I fell asleep with a face full of makeup, unbrushed teeth and in the fetal position on the couch.

I woke up at 3am to DS asking me to help him potty.
Got him back to sleep and passed out next to him.
Woke up at 7am and rushed to get out at 7:30a for a meeting.

When I returned home one of DH’s remarks was, “I have been doing dishes all week and I’m just tired of doing them.”
Ok, let’s think back here. I’m not trying to say who did more but that statement makes it sound like I have not been the primary dishwasher.
Whatever.

I completed the dishes and meal and tidied up the toys again. I had DS put away coats and shoes, which is the children’s responsibility anyway.

All this makes me think that deep down, if I don’t take care of these things even when I’m at a point of exhaustion, I’m given crap for it. It may not be intentional. I don’t think he even knows it but the moment I let up I’ve somehow burdened him with too much and he shuts down.

I need to remember he cannot plan and organize and therefore I need to help him by doing these things.

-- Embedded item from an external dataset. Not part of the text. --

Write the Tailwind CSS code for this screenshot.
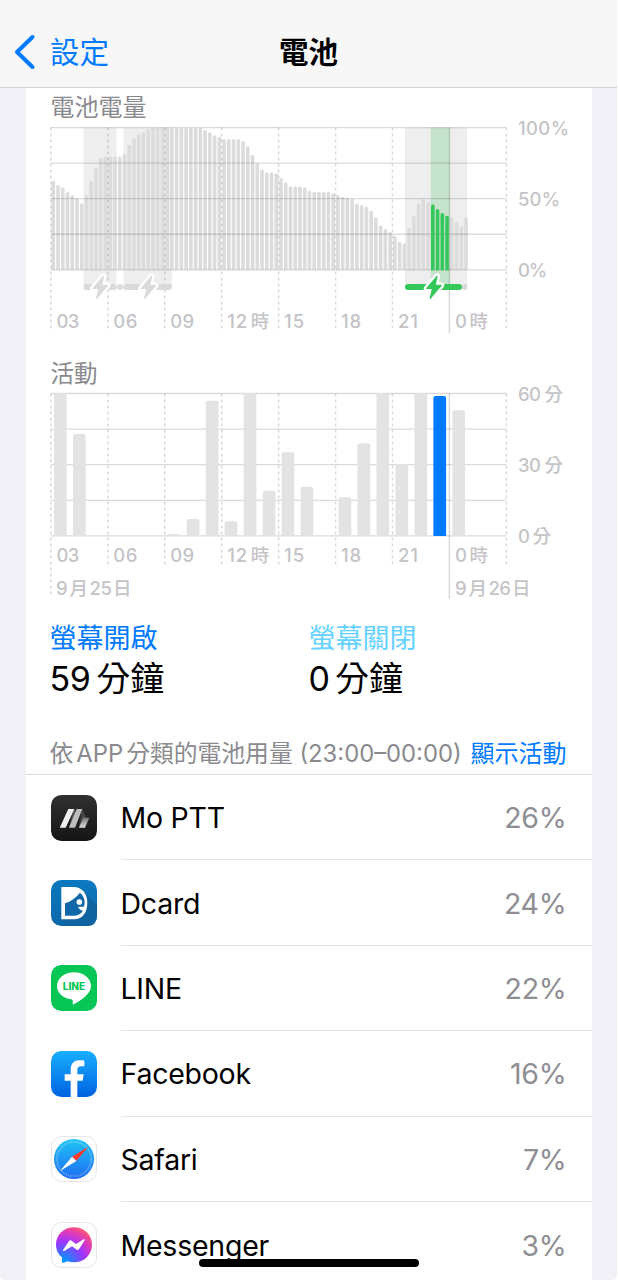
<!DOCTYPE html>
<html lang="zh-Hant">
<head>
<meta charset="utf-8">
<meta name="viewport" content="width=device-width, initial-scale=1">
<title>電池</title>
<script src="https://cdn.jsdelivr.net/npm/@tailwindcss/browser@4"></script>
</head>
<body class="bg-white">
<div class="relative flex h-[1280px] w-[617px] flex-col overflow-hidden rounded-b-[5px] bg-[#f2f1f7] font-['Inter','Noto_Sans_CJK_TC',sans-serif] text-black">
  <header class="grid h-[88px] shrink-0 grid-cols-3 items-end border-b border-[#d3d3d6] bg-[#f7f7f8] pb-[13px]">
    <a class="flex items-center gap-[14px] pl-[14px] text-[29.5px] leading-[44px] text-[#007aff]">
      <svg class="h-[36px] w-[22px]" viewBox="0 0 22 36" fill="none" stroke="#007aff" stroke-width="4" stroke-linecap="round" stroke-linejoin="round"><path d="M18.5 3 L3 18 L18.5 33"/></svg>
      <span class="whitespace-nowrap">設定</span>
    </a>
    <h1 class="text-center text-[29.5px] font-bold leading-[44px]">電池</h1>
  </header>

  <main class="mx-auto flex w-[566px] flex-1 flex-col bg-white">
    <h2 class="mt-[3px] pl-[25px] text-[24px] leading-[34px] text-[#8a8a8e]">電池電量</h2>
    <svg id="level" class="h-[225px] w-[566px] shrink-0 overflow-visible" viewBox="26 125 566 225"></svg>
    <h2 class="mt-[7px] pl-[25px] text-[23.5px] leading-[34px] text-[#8a8a8e]">活動</h2>
    <svg id="activity" class="h-[219px] w-[566px] shrink-0 overflow-visible" viewBox="26 391 566 219"></svg>

    <section class="mt-[10px] grid grid-cols-[259px_1fr] pl-[24px]">
      <div>
        <p class="text-[27px] leading-[38px] text-[#007aff]">螢幕開啟</p>
        <p class="text-[34px] leading-[42px]"><span class="tracking-[-0.5px]">59</span><span class="ml-[6px]">分鐘</span></p>
      </div>
      <div>
        <p class="text-[27px] leading-[38px] text-[#64d2ff]">螢幕關閉</p>
        <p class="text-[34px] leading-[42px]">0<span class="ml-[5px]">分鐘</span></p>
      </div>
    </section>

    <div class="mt-[37px] flex h-[38px] items-center justify-between border-b border-[#dcdcde] pr-[25px] pb-[4px] pl-[24px] whitespace-nowrap">
      <p class="text-[23.8px] text-[#8a8a8e]">依<span class="mx-[3px]">APP</span>分類的電池用量 (23:00–00:00)</p>
      <a class="text-[24px] text-[#007aff]">顯示活動</a>
    </div>

    <ul class="flex flex-col text-[28.5px] tracking-[-0.25px]">
      <li class="flex h-[85.4px] items-center pl-[25px]">
        <svg class="h-[46px] w-[46px]" viewBox="0 0 138 138">
          <defs><linearGradient id="mo" x1="0" y1="0" x2="0" y2="1"><stop offset="0" stop-color="#303030"/><stop offset="1" stop-color="#151515"/></linearGradient>
          <linearGradient id="mo2" x1="0" y1="0" x2="0" y2="1"><stop offset="0" stop-color="#777"/><stop offset="1" stop-color="#ddd"/></linearGradient></defs>
          <rect width="138" height="138" rx="31" fill="url(#mo)"/>
          <path d="M68 42 L77 55 L72 80 L55 97 Z" fill="#555"/>
          <path d="M93 42 L104 62 L100 80 L84 97 Z" fill="#444"/>
          <path d="M52 42 H70 L44 98 H26 Z" fill="#efefef"/>
          <path d="M77 42 H94 L72 98 H54 Z" fill="#bdbdbd"/>
          <path d="M97 68 H115 L102 98 H84 Z" fill="url(#mo2)"/>
        </svg>
        <div class="ml-[24px] flex h-full flex-1 items-center justify-between border-b border-[#e3e3e5] pt-[3px] pr-[25px]"><span>Mo PTT</span><span class="text-[#8e8e93]">26%</span></div>
      </li>
      <li class="flex h-[85.4px] items-center pl-[25px]">
        <svg class="h-[46px] w-[46px]" viewBox="0 0 138 138">
          <defs><linearGradient id="dc" x1="0" y1="0" x2="0" y2="1"><stop offset="0" stop-color="#0b79c0"/><stop offset="1" stop-color="#0b67a6"/></linearGradient></defs>
          <rect width="138" height="138" rx="31" fill="url(#dc)"/>
          <path d="M98 35 L138 75 V107 Q138 138 107 138 H54 L33 117 Z" fill="#0f639f"/>
          <path d="M31 21 H68 C94 21 109 42 109 68 C109 98 94 118 68 118 H31 Z" fill="#fff"/>
          <path d="M42 70 Q68 62 87 38 Q101 50 101 68 L99 80 Q90 80 81 80 Q85 90 96 92 Q86 107 68 107 H42 Z" fill="#1068a8"/>
          <circle cx="85" cy="66" r="8.500" fill="#fff"/>
        </svg>
        <div class="ml-[24px] flex h-full flex-1 items-center justify-between border-b border-[#e3e3e5] pt-[3px] pr-[25px]"><span>Dcard</span><span class="text-[#8e8e93]">24%</span></div>
      </li>
      <li class="flex h-[85.4px] items-center pl-[25px]">
        <svg class="h-[46px] w-[46px]" viewBox="0 0 138 138">
          <rect width="138" height="138" rx="31" fill="#06c755"/>
          <path d="M69 22 C41 22 18 40 18 63 C18 84 37 100 60 103 C66 104 66 107 65 115 C65 119 67 119 70 117 C84 109 120 89 120 63 C120 40 97 22 69 22 Z" fill="#fff"/>
          <text x="35.500" y="74.500" font-family="Inter" font-size="29" font-weight="800" letter-spacing="0" textLength="67" lengthAdjust="spacingAndGlyphs" fill="#06c755">LINE</text>
        </svg>
        <div class="ml-[24px] flex h-full flex-1 items-center justify-between border-b border-[#e3e3e5] pt-[3px] pr-[25px]"><span>LINE</span><span class="text-[#8e8e93]">22%</span></div>
      </li>
      <li class="flex h-[85.4px] items-center pl-[25px]">
        <svg class="h-[46px] w-[46px]" viewBox="0 0 138 138">
          <defs><linearGradient id="fb" x1="0" y1="0" x2="0" y2="1"><stop offset="0" stop-color="#19afff"/><stop offset="1" stop-color="#0062e0"/></linearGradient></defs>
          <rect width="138" height="138" rx="31" fill="url(#fb)"/>
          <path d="M59 138 V89 H41 V70 H59 V59 C59 37 69 28 86 28 C92 28 97 28 100 29 V46 H90 C82 46 79 50 79 58 V70 H98 L95 89 H79 V138 Z" fill="#fff"/>
        </svg>
        <div class="ml-[24px] flex h-full flex-1 items-center justify-between border-b border-[#e3e3e5] pt-[3px] pr-[25px]"><span>Facebook</span><span class="text-[#8e8e93]">16%</span></div>
      </li>
      <li class="flex h-[85.4px] items-center pl-[25px]">
        <svg class="h-[46px] w-[46px]" viewBox="0 0 138 138">
          <defs><linearGradient id="sf" x1="0" y1="0" x2="0" y2="1"><stop offset="0" stop-color="#1fc4f6"/><stop offset="1" stop-color="#1e6cf0"/></linearGradient></defs>
          <rect x="1.500" y="1.500" width="135" height="135" rx="30" fill="#fff" stroke="#e6e6e8" stroke-width="3"/>
          <circle cx="69" cy="69" r="60" fill="url(#sf)"/>
          <circle cx="69" cy="69" r="51.500" fill="none" stroke="#fff" stroke-opacity=".5" stroke-width="7" stroke-dasharray="1.700 3.694"/>
          <path d="M112 32 L63 62 L76 75 Z" fill="#ff3b30"/>
          <path d="M27 105 L63 62 L76 75 Z" fill="#fff"/>
        </svg>
        <div class="ml-[24px] flex h-full flex-1 items-center justify-between border-b border-[#e3e3e5] pt-[3px] pr-[25px]"><span>Safari</span><span class="text-[#8e8e93]">7%</span></div>
      </li>
      <li class="flex h-[85.4px] items-center pl-[25px]">
        <svg class="h-[46px] w-[46px]" viewBox="0 0 138 138">
          <defs><radialGradient id="ms" cx=".2" cy="1" r="1.100"><stop offset="0" stop-color="#0099ff"/><stop offset=".1" stop-color="#0a8fff"/><stop offset=".55" stop-color="#a033ff"/><stop offset=".8" stop-color="#e03ab8"/><stop offset="1" stop-color="#ff5a70"/></radialGradient></defs>
          <rect x="1.500" y="1.500" width="135" height="135" rx="30" fill="#fff" stroke="#e6e6e8" stroke-width="3"/>
          <path d="M69 16 C38 16 15 39 15 68 C15 84 22 97 33 106 V119 Q33 124 38 122 L50 118 C56 120 62 121 69 121 C100 121 123 97 123 68 C123 39 100 16 69 16 Z" fill="url(#ms)"/>
          <path d="M36 84 L54 57 Q58 53 63 57 L75 66 L98 52 Q103 51 101 55 L84 82 Q80 86 75 82 L63 73 L40 87 Q35 88 36 84 Z" fill="#fff"/>
        </svg>
        <div class="ml-[24px] flex h-full flex-1 items-center justify-between pt-[3px] pr-[25px]"><span>Messenger</span><span class="text-[#8e8e93]">3%</span></div>
      </li>
    </ul>
  </main>
  <div class="absolute top-[1259px] left-[199px] h-[8px] w-[220px] rounded-full bg-black"></div>
</div>

<script>
const NS = 'http://www.w3.org/2000/svg';
function add(svg, tag, attrs, text) {
  const e = document.createElementNS(NS, tag);
  for (const k in attrs) e.setAttribute(k, attrs[k]);
  if (text) e.textContent = text;
  svg.appendChild(e);
  return e;
}
const X0 = 50.9, STEP = 56.93, X1 = 506.4;
const label = (svg, x, y, s, w) => add(svg, 'text', {x, y, fill: '#c4c4c7', 'font-size': 18.5, 'font-weight': 500, textLength: w}, s);
function grid(svg, top, bottom, dashEnd, solidEnd, firstEnd) {
  for (let i = 0; i < 5; i++) {
    const y = top + (bottom - top) * i / 4;
    add(svg, 'line', {x1: X0, x2: X1, y1: y, y2: y, stroke: '#000', 'stroke-opacity': .14, 'stroke-width': 1.3});
  }
  for (let i = 0; i < 9; i++) {
    const x = X0 + STEP * i;
    const a = {x1: x, x2: x, y1: top, y2: i === 7 ? solidEnd : i === 0 ? firstEnd : dashEnd, stroke: '#000', 'stroke-opacity': .15, 'stroke-width': 1.5};
    if (i !== 7) a['stroke-dasharray'] = '3 3';
    add(svg, 'line', a);
  }
}
function hours(svg, y) {
  [['03', 23], ['06', 24], ['09', 24], ['12', 20], ['15', 20], ['18', 20], ['21', 20], ['0', 11]].forEach(([s, w], i) => {
    const x = X0 + STEP * i + 5.5;
    label(svg, x, y, s, w);
    if (i === 3) label(svg, x + 23.5, y, '時', 18);
    if (i === 7) label(svg, x + 14.5, y, '時', 18);
  });
}

const level = document.getElementById('level');
const T = 127.6, B = 269.8;
[[83.6, 33], [123.4, 48.4], [405, 62]].forEach(([x, w]) => add(level, 'rect', {x, y: T, width: w, height: 162, fill: '#eeeeee'}));
add(level, 'rect', {x: 430.6, y: T, width: 19, height: 162, fill: '#c6e4cd'});
const tops = [197,210,217,231,240,249,265,240,197,158,129,124,124,124,124,117,89,68,57,51,43,38,38,38,38,38,38,38,38,38,38,38,44,52,61,65,72,72,72,72,77,94,120,145,163,172,172,175,189,202,214,214,214,217,227,230,230,230,230,235,240,245,248,252,265,270,275,287,307,331,342,350,363,380,385,338,303,265,252,260,268,282,294,302,307,320,332,307];
tops.forEach((t, i) => {
  const x = 51.5 + i * 4.744, y = 115 + t / 3;
  add(level, 'path', {d: `M${x} ${B} V${y + 1.8} q0 -1.8 1.8 -1.8 q1.8 0 1.8 1.8 V${B} Z`, fill: '#dcdcdc'});
});
grid(level, T, B, 330, 333, 330);
for (let i = 80; i < 84; i++) {
  const x = 51.5 + i * 4.744, y = 115 + tops[i] / 3;
  add(level, 'path', {d: `M${x} ${B + .5} V${y + 1.8} q0 -1.8 1.8 -1.8 q1.8 0 1.8 1.8 V${B + .5} Z`, fill: '#34c759'});
}
const pill = (x, w, fill) => add(level, 'rect', {x, y: 284, width: w, height: 6, rx: 3, fill});
pill(83.6, 33, '#dadada'); pill(117, 6, '#dadada'); pill(123.4, 48.4, '#dadada');
pill(462, 5.4, '#dadada'); pill(405, 57, '#34c759');
[[100.2, '#dadada'], [148.3, '#dadada'], [433.8, '#34c759']].forEach(([x, fill]) => {
  const d = `M${x + 3.2} 276.300 L${x - 7} 288.400 H${x - 1.200} L${x - 3.600} 298.300 L${x + 7.400} 285.400 H${x + 1.200} Z`;
  add(level, 'path', {d, fill: '#fff', stroke: '#fff', 'stroke-width': 6, 'stroke-linejoin': 'round'});
  add(level, 'path', {d, fill, stroke: fill, 'stroke-width': 1.3, 'stroke-linejoin': 'round'});
});
hours(level, 328);
label(level, 518, 134.500, '100%', 51);
label(level, 518, 205.500, '50%', 42);
label(level, 518, 277, '0%', 29);

const act = document.getElementById('activity');
const T2 = 393.5, B2 = 535.9;
grid(act, T2, B2, 565, 599, 597);
const use = [115,237,0,0,0,0,537,492,137,499,115,407,292,395,0,427,265,115,328,115,123,166];
use.forEach((t, i) => {
  if (!t) return;
  const x = 54 + i * 18.97, y = 355 + t / 3, r = Math.min(2, B2 - y);
  add(act, 'path', {d: `M${x} ${B2} V${y + r} q0 ${-r} ${r} ${-r} h${12.7 - 2 * r} q${r} 0 ${r} ${r} V${B2} Z`, fill: i === 20 ? '#007aff' : '#e3e3e3'});
});
hours(act, 562);
[[56, '9', '月', '25', '日'], [455, '9', '月', '26', '日']].forEach(([x, a, b, c, d]) => {
  label(act, x, 594.500, a, 11); label(act, x + 13.500, 594.500, b, 18);
  label(act, x + 33.500, 594.500, c, 22.500); label(act, x + 57, 594.500, d, 18);
});
[['60', 400.500, 23], ['30', 471.500, 23], ['0', 542.500, 11]].forEach(([s, y, w]) => {
  label(act, 518, y, s, w); label(act, 518 + w + 3.500, y, '分', 18);
});
</script>
</body>
</html>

I’m not trying to change him. He’ll never have these traits. He shouldn’t try to change me. I’ll always have lists of to dos. Yet I feel as though I do try to accommodate how my ability to prioritize and plan and execute annoys him so i do it when he’s not around or asleep, he won’t even acknowledge that he needs me to do this and leave me alone so I can do it.


It’s not a criticism of him. I don’t do these things to taunt him. I do these things because I must. Someone needs to in our home. Just don’t punish me for doing them.